Before coronavirus, there was a growing crisis facing working-class and young people. We’ve seen the spread of the gig economy, leaving people in precarious conditions and on poverty pay. There has been a housing crisis, forcing young people to live at home or in overcrowded conditions.

These conditions have also helped the spread of coronavirus, and are partially responsible for the disproportionately high death rates of BAME people.

There have been attempts by the far right to capitalise on the deprivation in society and sow racist division; these have often been countered by local young people who refuse to allow racist protests though their areas.

Even before the recent anti-racist protests, there were international movements against sexism, and a huge outpouring of anger against environmental destruction during the school students’ strikes.

Now young people face rising unemployment because of coronavirus and the economic crisis brought on by the pandemic. As well as this, there is a growing crisis in education, with rising tuition fees and a funding emergency in the universities.

So what will be our generation’s response? From the huge solidarity, unity and anger shown on the anti-racism protests, clearly it will be one of action.

There can be a number of struggles which take up the multitude of issues facing young people. But the thread connecting these struggles will be the need to fight back against a system run in the interest of profit rather than meeting the needs of working-class and young people.

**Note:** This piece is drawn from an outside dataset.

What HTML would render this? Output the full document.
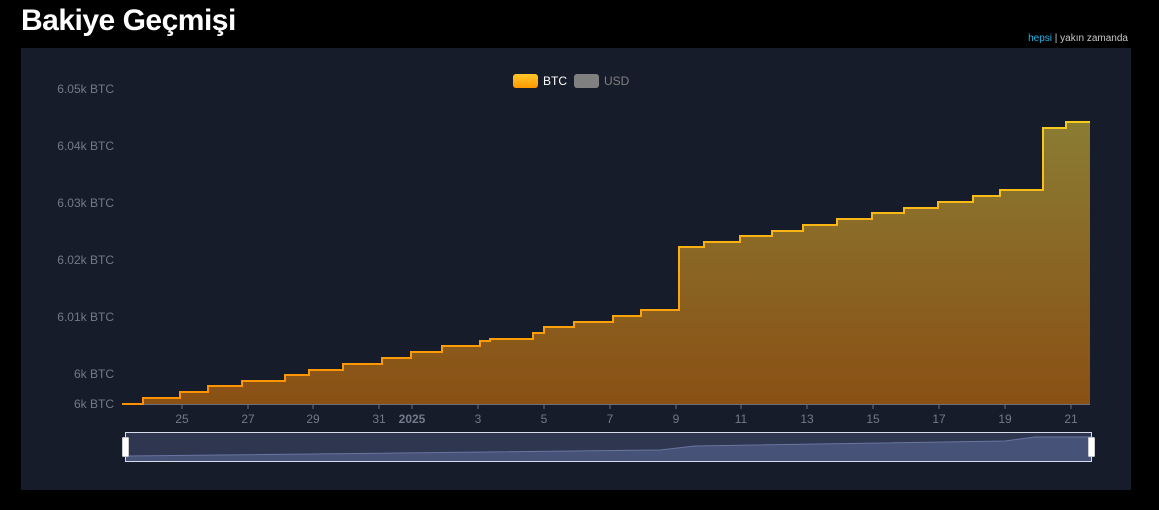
<!DOCTYPE html>
<html><head><meta charset="utf-8"><style>
body{margin:0;width:1159px;height:510px;background:#000;overflow:hidden;font-family:"Liberation Sans",sans-serif;position:relative}
h1{position:absolute;left:21px;top:4px;margin:0;font-size:30px;font-weight:bold;color:#fff;letter-spacing:-0.5px}
.links{position:absolute;right:31px;top:33px;font-size:10px;color:#c8c8c8}
.links span{color:#1fb6e8}
.panel{position:absolute;left:21px;top:48px;width:1110px;height:442px;background:#171c2a}
svg{position:absolute;left:0;top:0}
</style></head><body>
<h1>Bakiye Geçmişi</h1>
<div class="links"><span>hepsi</span> | yakın zamanda</div>
<div class="panel"></div>
<svg width="1159" height="510" font-family="Liberation Sans, sans-serif">
<defs>
<linearGradient id="f" gradientUnits="userSpaceOnUse" x1="0" y1="122" x2="0" y2="404"><stop offset="0" stop-color="#8a7c33"/><stop offset="1" stop-color="#8a5014"/></linearGradient>
<linearGradient id="l" gradientUnits="userSpaceOnUse" x1="0" y1="122" x2="0" y2="404"><stop offset="0" stop-color="#f6cb1c"/><stop offset="0.5" stop-color="#fbad10"/><stop offset="1" stop-color="#ff9000"/></linearGradient>
<linearGradient id="lg" x1="0" y1="0" x2="0" y2="1"><stop offset="0" stop-color="#ffc82a"/><stop offset="1" stop-color="#ff9800"/></linearGradient>
</defs>
<g font-size="12" fill="#737988" text-anchor="end">
<text x="114" y="93">6.05k BTC</text><text x="114" y="150">6.04k BTC</text><text x="114" y="207">6.03k BTC</text><text x="114" y="264">6.02k BTC</text><text x="114" y="321">6.01k BTC</text><text x="114" y="378">6k BTC</text><text x="114" y="408">6k BTC</text>
</g>
<rect x="513" y="74" width="25" height="14" rx="3" fill="url(#lg)"/>
<text x="543" y="85" font-size="12" fill="#fff">BTC</text>
<rect x="574" y="74" width="25" height="14" rx="3" fill="#808080"/>
<text x="604" y="85" font-size="12" fill="#808080">USD</text>
<line x1="122" y1="404.5" x2="1090" y2="404.5" stroke="#6a6f7c"/>
<path d="M122 404H143V398H180V392H208V386H242V381H285V375H309V370H343V364H382V358H411V352H442V346H480V341H490V339H533V333H544V327H574V322H613V316H641V310H679V247H704V242H740V236H772V231H803V225H837V219H872V213H904V208H938V202H973V196H1000V190H1043V128H1066V122H1090V404Z" fill="url(#f)"/>
<path d="M122 404H143V398H180V392H208V386H242V381H285V375H309V370H343V364H382V358H411V352H442V346H480V341H490V339H533V333H544V327H574V322H613V316H641V310H679V247H704V242H740V236H772V231H803V225H837V219H872V213H904V208H938V202H973V196H1000V190H1043V128H1066V122H1090" fill="none" stroke="url(#l)" stroke-width="2"/>
<g stroke="#6a6f7c"><line x1="182" y1="405" x2="182" y2="409"/><line x1="248" y1="405" x2="248" y2="409"/><line x1="313" y1="405" x2="313" y2="409"/><line x1="379" y1="405" x2="379" y2="409"/><line x1="412" y1="405" x2="412" y2="409"/><line x1="478" y1="405" x2="478" y2="409"/><line x1="544" y1="405" x2="544" y2="409"/><line x1="610" y1="405" x2="610" y2="409"/><line x1="676" y1="405" x2="676" y2="409"/><line x1="741" y1="405" x2="741" y2="409"/><line x1="807" y1="405" x2="807" y2="409"/><line x1="873" y1="405" x2="873" y2="409"/><line x1="939" y1="405" x2="939" y2="409"/><line x1="1005" y1="405" x2="1005" y2="409"/><line x1="1071" y1="405" x2="1071" y2="409"/></g>
<g font-size="12" fill="#737988" text-anchor="middle">
<text x="182" y="423">25</text><text x="248" y="423">27</text><text x="313" y="423">29</text><text x="379" y="423">31</text><text x="412" y="423" font-weight="bold">2025</text><text x="478" y="423">3</text><text x="544" y="423">5</text><text x="610" y="423">7</text><text x="676" y="423">9</text><text x="741" y="423">11</text><text x="807" y="423">13</text><text x="873" y="423">15</text><text x="939" y="423">17</text><text x="1005" y="423">19</text><text x="1071" y="423">21</text>
</g>
<rect x="125.5" y="432.5" width="966" height="29" fill="#2e3650" stroke="#d8dcea"/>
<path d="M126 456L400 453L660 450L695 446L1005 441L1035 437L1091 437V461H126Z" fill="#465278"/>
<path d="M126 456L400 453L660 450L695 446L1005 441L1035 437L1091 437" fill="none" stroke="#6a75a0"/>
<rect x="122.5" y="437.5" width="6" height="19" rx="1" fill="#fff" stroke="#ccc"/>
<rect x="1088.5" y="437.5" width="6" height="19" rx="1" fill="#fff" stroke="#ccc"/>
</svg>
</body></html>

Austerity and cuts made by this and future governments to make us pay for the coronavirus pandemic have to be resisted.

In our workplaces we will have to organise against poverty pay, casualisation, and layoffs. During coronavirus there has already been an influx of people into the trade unions, and new layers organising for safety at work because it was clear both the government and the bosses wanted to put profit before workers’ health.

But we will need to build a bold and fighting trade union movement, fighting to defend every job, for every improvement in pay, terms and conditions, challenging all forms of racism and discrimination and bringing workers together in unity.

Young people are facing the scrap heap of unemployment in their millions. They face being forced to work for their dole, as we’ve seen in the past with ‘workfare’ schemes, with bogus apprenticeships and training schemes.

This is just one way the government will try and make working-class and young people pay for the crisis. We will have to fight for the creation of socially useful jobs, on trade union rates of pay.

Austerity has also left young people without decent support networks or safe places to socialise outside of school. Cuts to leisure centres, libraries and youth clubs must be fought, and local councils should refuse to make cuts to services which the vulnerable, and young people, rely on.

We will have to fight for decently funded and free education. It will mean organising in our schools, colleges and universities, and for fighting students’ unions that bring students together in struggle. It will also mean fighting for a say in what we learn, as well as a say in how our education system is run.

All of these struggles will expose the strength of working and young people to change society. After all, what has the coronavirus crisis exposed? That working people make the wealth in society. When we can’t turn up to work because of lockdown, the economy is in crisis. We have to use that strength to fight for a socialist society, democratically controlled by the working class, and run in our interests. Young people have no choice but to organise to fight for a decent future for all.